◆ Required work ◆
Output the data word for word, dropping every image.

◆ Data section ◆
•••••

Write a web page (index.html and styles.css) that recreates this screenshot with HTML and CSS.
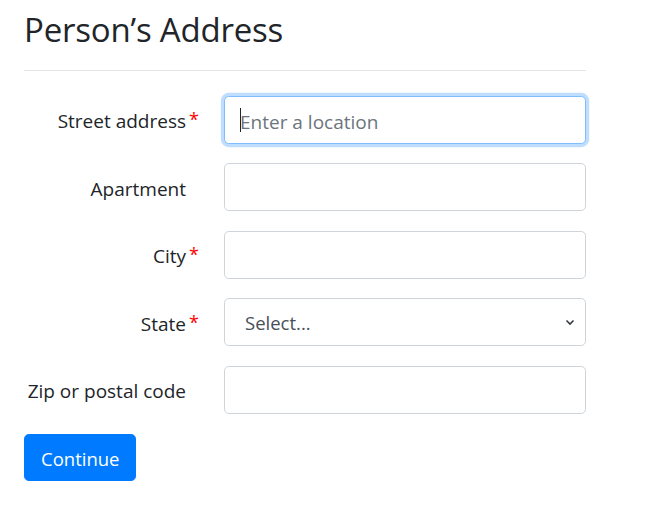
FILE: index.html
```html
<!DOCTYPE html>
<html lang="en">
<head>
<meta charset="utf-8">
<title>Person’s Address</title>
<link rel="stylesheet" href="styles.css">
</head>
<body>
<main class="page">
  <h2 class="title">Person’s Address</h2>
  <hr class="rule">
  <form class="form">
    <div class="row">
      <label class="label req" for="street">Street address</label>
      <div class="field">
        <input id="street" class="control focused" type="text" placeholder="Enter a location">
        <span class="caret"></span>
      </div>
    </div>
    <div class="row">
      <label class="label" for="apt">Apartment</label>
      <div class="field"><input id="apt" class="control" type="text"></div>
    </div>
    <div class="row">
      <label class="label req" for="city">City</label>
      <div class="field"><input id="city" class="control" type="text"></div>
    </div>
    <div class="row">
      <label class="label req" for="state">State</label>
      <div class="field">
        <div class="control select">
          <span>Select...</span>
          <svg class="chev" width="10" height="8" viewBox="0 0 10 8"><path d="M1.5 2.5 L5 6 L8.5 2.5" fill="none" stroke="#343a40" stroke-width="1.6"/></svg>
        </div>
      </div>
    </div>
    <div class="row">
      <label class="label" for="zip">Zip or postal code</label>
      <div class="field"><input id="zip" class="control" type="text"></div>
    </div>
    <button class="btn" type="button">Continue</button>
  </form>
</main>
</body>
</html>
```
FILE: styles.css
```css
* { box-sizing: border-box; }
body {
  margin: 0;
  background: #fff;
  color: #212529;
  font-family: "Open Sans", "Noto Sans", sans-serif;
}
.page {
  width: 586px;
  padding: 0 0 0 24px;
}
.title {
  margin: 10px 0 0;
  font-size: 33px;
  font-weight: 400;
  line-height: 1.2;
  letter-spacing: -0.2px;
}
.rule {
  margin: 20px 0 25px;
  border: 0;
  border-top: 1px solid rgba(0,0,0,.1);
}
.form {
  display: flex;
  flex-direction: column;
  align-items: flex-start;
}
.row {
  display: flex;
  align-items: center;
  gap: 24px;
  height: 48px;
  margin-bottom: 19.5px;
}
.label {
  width: 176px;
  margin-top: 3px;
  text-align: right;
  padding-right: 14px;
  font-size: 19px;
  position: relative;
}
.label.req::after {
  content: "*";
  position: absolute;
  right: 1px;
  top: -1px;
  color: #ff0000;
  font-size: 18px;
}
.field {
  position: relative;
  width: 362px;
  height: 48px;
}
.control {
  width: 362px;
  height: 48px;
  padding: 10px 15px 6px;
  font-family: inherit;
  font-size: 19px;
  color: #495057;
  background: #fff;
  border: 1px solid #ced4da;
  border-radius: 4.8px;
  outline: none;
}
.control::placeholder { color: #6c757d; }
.focused {
  border-color: #80bdff;
  box-shadow: 0 0 0 3.2px rgba(0,123,255,.25);
}
.caret {
  position: absolute;
  left: 16px;
  top: 12px;
  width: 1px;
  height: 24px;
  background: #212529;
}
.select {
  display: flex;
  align-items: center;
  justify-content: space-between;
  padding: 0 10px 0 20px;
  font-size: 18.5px;
}
.btn {
  margin-top: 0.5px;
  height: 47px;
  padding: 2px 16px 0;
  font-family: inherit;
  font-size: 18.5px;
  color: #fff;
  background: #007bff;
  border: 1px solid #007bff;
  border-radius: 4.8px;
}
```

•••••

◆ Finished task ◆
Write a web page (index.html and styles.css) that recreates this screenshot with HTML and CSS.
FILE: index.html
```html
<!DOCTYPE html>
<html lang="en">
<head>
<meta charset="utf-8">
<title>Person’s Address</title>
<link rel="stylesheet" href="styles.css">
</head>
<body>
<main class="page">
  <h2 class="title">Person’s Address</h2>
  <hr class="rule">
  <form class="form">
    <div class="row">
      <label class="label req" for="street">Street address</label>
      <div class="field">
        <input id="street" class="control focused" type="text" placeholder="Enter a location">
        <span class="caret"></span>
      </div>
    </div>
    <div class="row">
      <label class="label" for="apt">Apartment</label>
      <div class="field"><input id="apt" class="control" type="text"></div>
    </div>
    <div class="row">
      <label class="label req" for="city">City</label>
      <div class="field"><input id="city" class="control" type="text"></div>
    </div>
    <div class="row">
      <label class="label req" for="state">State</label>
      <div class="field">
        <div class="control select">
          <span>Select...</span>
          <svg class="chev" width="10" height="8" viewBox="0 0 10 8"><path d="M1.5 2.5 L5 6 L8.5 2.5" fill="none" stroke="#343a40" stroke-width="1.6"/></svg>
        </div>
      </div>
    </div>
    <div class="row">
      <label class="label" for="zip">Zip or postal code</label>
      <div class="field"><input id="zip" class="control" type="text"></div>
    </div>
    <button class="btn" type="button">Continue</button>
  </form>
</main>
</body>
</html>
```
FILE: styles.css
```css
* { box-sizing: border-box; }
body {
  margin: 0;
  background: #fff;
  color: #212529;
  font-family: "Open Sans", "Noto Sans", sans-serif;
}
.page {
  width: 586px;
  padding: 0 0 0 24px;
}
.title {
  margin: 10px 0 0;
  font-size: 33px;
  font-weight: 400;
  line-height: 1.2;
  letter-spacing: -0.2px;
}
.rule {
  margin: 20px 0 25px;
  border: 0;
  border-top: 1px solid rgba(0,0,0,.1);
}
.form {
  display: flex;
  flex-direction: column;
  align-items: flex-start;
}
.row {
  display: flex;
  align-items: center;
  gap: 24px;
  height: 48px;
  margin-bottom: 19.5px;
}
.label {
  width: 176px;
  margin-top: 3px;
  text-align: right;
  padding-right: 14px;
  font-size: 19px;
  position: relative;
}
.label.req::after {
  content: "*";
  position: absolute;
  right: 1px;
  top: -1px;
  color: #ff0000;
  font-size: 18px;
}
.field {
  position: relative;
  width: 362px;
  height: 48px;
}
.control {
  width: 362px;
  height: 48px;
  padding: 10px 15px 6px;
  font-family: inherit;
  font-size: 19px;
  color: #495057;
  background: #fff;
  border: 1px solid #ced4da;
  border-radius: 4.8px;
  outline: none;
}
.control::placeholder { color: #6c757d; }
.focused {
  border-color: #80bdff;
  box-shadow: 0 0 0 3.2px rgba(0,123,255,.25);
}
.caret {
  position: absolute;
  left: 16px;
  top: 12px;
  width: 1px;
  height: 24px;
  background: #212529;
}
.select {
  display: flex;
  align-items: center;
  justify-content: space-between;
  padding: 0 10px 0 20px;
  font-size: 18.5px;
}
.btn {
  margin-top: 0.5px;
  height: 47px;
  padding: 2px 16px 0;
  font-family: inherit;
  font-size: 18.5px;
  color: #fff;
  background: #007bff;
  border: 1px solid #007bff;
  border-radius: 4.8px;
}
```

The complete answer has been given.